◆ **Task to complete**
Your task is to copy the listing exactly. Drop any pictures from the copy.

◆ **Supplied data**
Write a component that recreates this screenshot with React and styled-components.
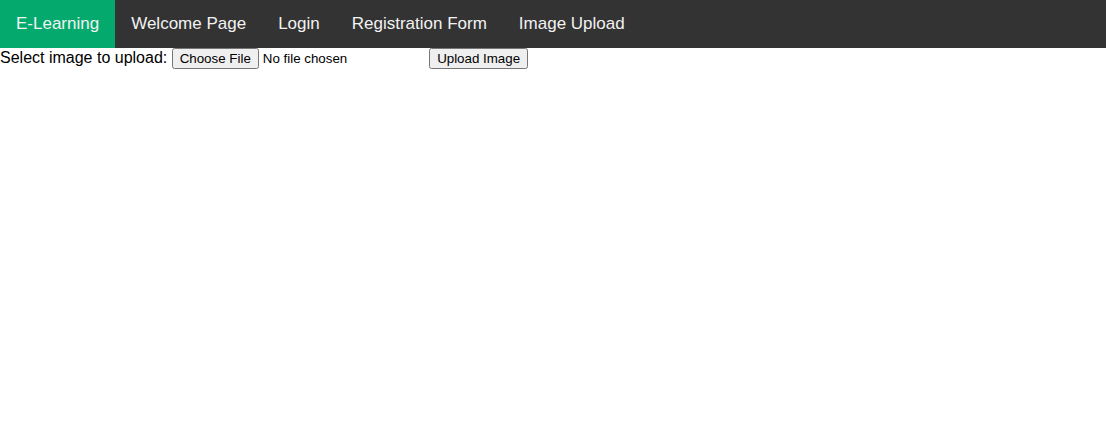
import styled, { createGlobalStyle } from 'styled-components';

const GlobalStyle = createGlobalStyle`
  body {
    margin: 0;
    font-family: "Liberation Sans", Arial, Helvetica, sans-serif;
    background: #fff;
  }
`

const TopNav = styled.div`
  overflow: hidden;
  background-color: #333;
`

const NavLink = styled.a`
  float: left;
  color: #f2f2f2;
  text-align: center;
  padding: 14px 16px;
  text-decoration: none;
  font-size: 17px;
  background-color: ${props => (props.$active ? '#04AA6D' : 'transparent')};
`

const Form = styled.form`
  font-size: 16px;
  color: #000;
`

const FileInput = styled.input`
  font-family: "Liberation Sans", Arial, sans-serif;
  font-size: 13.33px;
`

const Submit = styled.input`
  font-family: "Liberation Sans", Arial, sans-serif;
  font-size: 13.33px;
`

const links = ['Welcome Page', 'Login', 'Registration Form', 'Image Upload']

const App = () => {
  return (
    <>
      <GlobalStyle />
      <TopNav>
        <NavLink $active href="#">E-Learning</NavLink>
        {links.map(l => (
          <NavLink key={l} href="#">{l}</NavLink>
        ))}
      </TopNav>
      <Form onSubmit={e => e.preventDefault()}>
        Select image to upload: <FileInput type="file" name="fileToUpload" />{' '}
        <Submit type="submit" value="Upload Image" name="submit" />
      </Form>
    </>
  )
}

export default App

◆ **Solution below**
Write a component that recreates this screenshot with React and styled-components.
import styled, { createGlobalStyle } from 'styled-components';

const GlobalStyle = createGlobalStyle`
  body {
    margin: 0;
    font-family: "Liberation Sans", Arial, Helvetica, sans-serif;
    background: #fff;
  }
`

const TopNav = styled.div`
  overflow: hidden;
  background-color: #333;
`

const NavLink = styled.a`
  float: left;
  color: #f2f2f2;
  text-align: center;
  padding: 14px 16px;
  text-decoration: none;
  font-size: 17px;
  background-color: ${props => (props.$active ? '#04AA6D' : 'transparent')};
`

const Form = styled.form`
  font-size: 16px;
  color: #000;
`

const FileInput = styled.input`
  font-family: "Liberation Sans", Arial, sans-serif;
  font-size: 13.33px;
`

const Submit = styled.input`
  font-family: "Liberation Sans", Arial, sans-serif;
  font-size: 13.33px;
`

const links = ['Welcome Page', 'Login', 'Registration Form', 'Image Upload']

const App = () => {
  return (
    <>
      <GlobalStyle />
      <TopNav>
        <NavLink $active href="#">E-Learning</NavLink>
        {links.map(l => (
          <NavLink key={l} href="#">{l}</NavLink>
        ))}
      </TopNav>
      <Form onSubmit={e => e.preventDefault()}>
        Select image to upload: <FileInput type="file" name="fileToUpload" />{' '}
        <Submit type="submit" value="Upload Image" name="submit" />
      </Form>
    </>
  )
}

export default App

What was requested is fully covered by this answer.